In Syria, for instance, U.S. interests are somewhat muddled, and judgements of the extent to which Moscow’s goals do and do not align with Washington’s thus similarly opaque and perhaps a bit volatile. As a result, there is, on the one hand, real room for cooperation and, on the other, the opportunity for Russia to vacillate between seeking that cooperation and looking for ways to undermine the United States. Here, a clearer U.S. approach, one that incorporates a coherent path forward, would help define where U.S. and Russian goals and priorities truly align and misalign, the extent to which both states’ goals are attainable, and thus what degree of coordination towards shared ends is truly possible.

In Europe, the Obama administration has made the first priority for U.S. interests very clear: the NATO alliance. While Russia’s military threat to NATO member states remains minimal, the United States and its Allies have moved quickly to ensure that NATO’s explicit promise of a robust response to any attack is not called into question. In doing this, they have reassured Allies who feared that the Alliance was not as vigorous as they might hope, and thus strengthened it.

The reason that the United States wants to bolster NATO, however, is broader than the alliance.

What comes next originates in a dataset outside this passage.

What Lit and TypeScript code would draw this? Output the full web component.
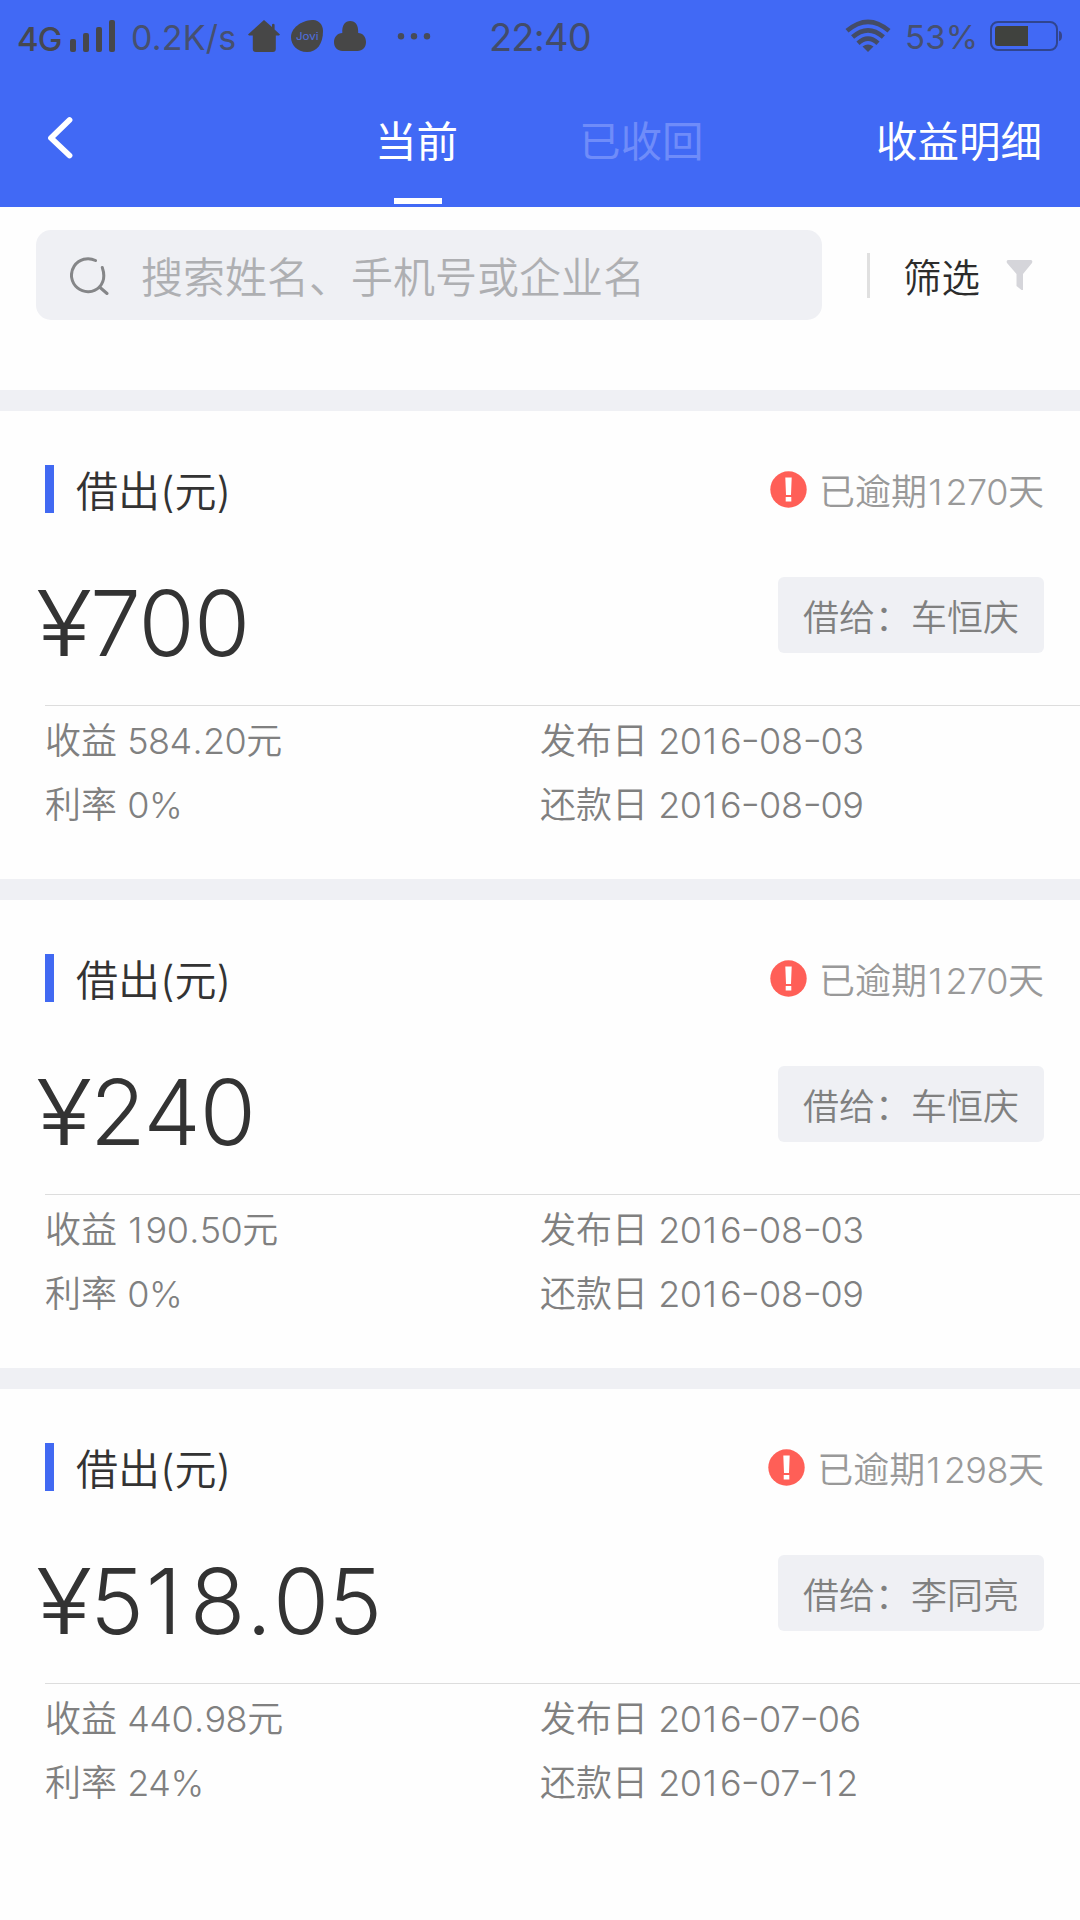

Washington wants to strengthen and preserve the peace, security, and prosperity on the continent that is critical to its own and European interests, and which makes it possible for European states to contribute to security elsewhere. Successive U.S. presidents have seen NATO, the European Union, and a strong U.S. role in Europe as the means to this end. These, of course, are the very institutions that Russia wants to revisit, because, as noted above, Moscow does not see them as contributing to a Europe where it feels secure. Russia’s actions in Ukraine are a signal of its willingness to use limited military force to attain its aims in the near term. Its apparent interference in domestic politics in Europe and now in the United States has a longer-term goal of limiting U.S. influence globally and weakening European institutions.